Inflation and RSS batten installation
Inflation is very straight forward. The 10′ Surfer pumps to an industry leading 20PSI, and more if you want, so it is rock hard and stiff. For this review, I timed myself unpacking, unfurling, inflating, installing the RSS battens, inflating some more to 20 PSI and closing off the valve cap. From stowed board to ready to paddle, the entire process took just 3 minutes 56 seconds. Like I said in my 10’6″ Ride review, I do a warm up before I paddle, so this is part of my warm up.
A handy hint for future Red Paddle Co paddlers: You can use the velcro handle off the carry bag on the board’s handle. Makes it a more comfortable handle. See this post about the carry handle for more info.
Now to the RSS battens. What are they? What do they do? The 10′ Surfer has the patented Rocker Stiffening System (RSS) technology from Red Paddle Co. I went into detail about the RSS here and a “with and without batten” comparison here so I won’t bore you with the full details other than mentioning it improves board stiffness by 30-50% and it works by spreading the rider’s weight over a larger area on the board to minimise flex… Science class over.
For installation, it is very straight forward. Inflate the board so it has some shape, slide the battens gently into the pockets/sleeves making sure to keep them straight as you push them in. For the final section stand towards the front of the board and pull on the string while pushing down on the board rail to flatten out the board’s curved outline. This allows the batten to slide in more easily. Tuck the string under the batten to minimise drag while paddling. For more detail on the installation process, see my Red Paddle Co RSS batten installation guide.
Now that the board is fully inflated and ready for action, let’s take a quick look at it in my walk around video.
What you can’t see in this video is the TEC Air construction process. Part of this are the millions of dimples you see on the board’s surface. These are the drop stitch fibres connecting the top and bottom decks to each other. To summarise my post about the TEC air process, more dimples means more strength and rigidity, and Red Paddle Co uses the highest density drop stitch on the inflatable paddle board market. Add this to the patented RSS battens and you’ve got a board that feels and rides like a hard board.
The bulk of the paddling for this review was on our local river. There was a bit of wind and some chop but on a whole it was pretty flat. It cruised well, was rather stable and had no notable flex. The EVA deck was very comfortable and grippy under foot and of course the inflatable body provided some extra comfort. On my hard board surf SUP, my feet are always falling asleep, however on the inflatable (my go to board for everything but big waves is the 10’6″ Ride) I never have any trouble. Even on longer paddles.
The iFin 3 fin thruster set up gave it decent tracking on the flats and good grip on the wave. Red Paddle Co have a standard iFin size so you have noticeably more grip on this board than the 10’6″. The fins are super tough and will bounce off anything.
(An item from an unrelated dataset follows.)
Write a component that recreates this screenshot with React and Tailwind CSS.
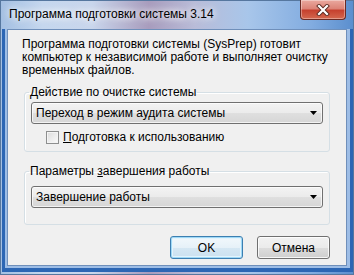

Great for the logs I hit in the river! That goes for the inflatable construction all over. Bombproof, ding proof rails and boards are a god send to anyone who paddles on a river, has kids or is generally tough on gear.
This board is only 3.93″ thick which is similar to many hard boards so it’s right on the money for performance. You’ve probably seen other inflatables on the market which look about 8″ thick and only pump to 11PSI. If you gave this board to someone and didn’t tell them it was inflatable, the only giveaway would be the valve in the tail, it feels that good.
The 10’6″ Ride is 4.72″ thick and the difference between that and the 3.93″ thickness of this board make it a much better surfer. How does thickness have any effect on the surfability of the board? Well, being a thinner inflatable, there is less rail curve, meaning the 10′ Surfer has slightly sharper rails than the 10’6″. This gives the board better tracking and grip on the wave. I only had it 1-2ft waves unfortunately so I can’t comment for larger waves but this felt noticeably more grippy and responsive on the wave. Hence the “Surfer” name… duh!
It surfed much like a hard board. It wasn’t as prone to pearling as the 10’6″ and would handle the turns better thanks to the extra grip.
Truly a cinch. Open the valve and 20PSI will come whistling out in a hurry. Slide out the RSS battens as the board softens. Remember to keep them straight. Take 6″ of the nose and fold over, then roll to the fins. Folding first will give the board a flatter roll and will fit better in the bag and space for the fins to lay flat.
Transportation and storage
Like I mentioned in the 10’6″ Ride review, this is something not normally considered but the advantages of an inflatable are that you can put them in the trunk of a sedan, no excess baggage, no lifting onto roof racks, you can store them in the closet, under the bed, you get the idea.
This is a great board. The thinner construction to the 10’6″ gives a more planted feel and better traction on a wave face. With the RSS battens and high denisty drop stitch pumped up to 20PSI, it really gives you a solid, basically hard board ride. For general cruising or larger riders, it is on the smaller size, but this is true for any 10ft board on the market today. As the inflatables become better known for having comparable performance characteristics to a hard board, you should expect to see more of them at your local spot!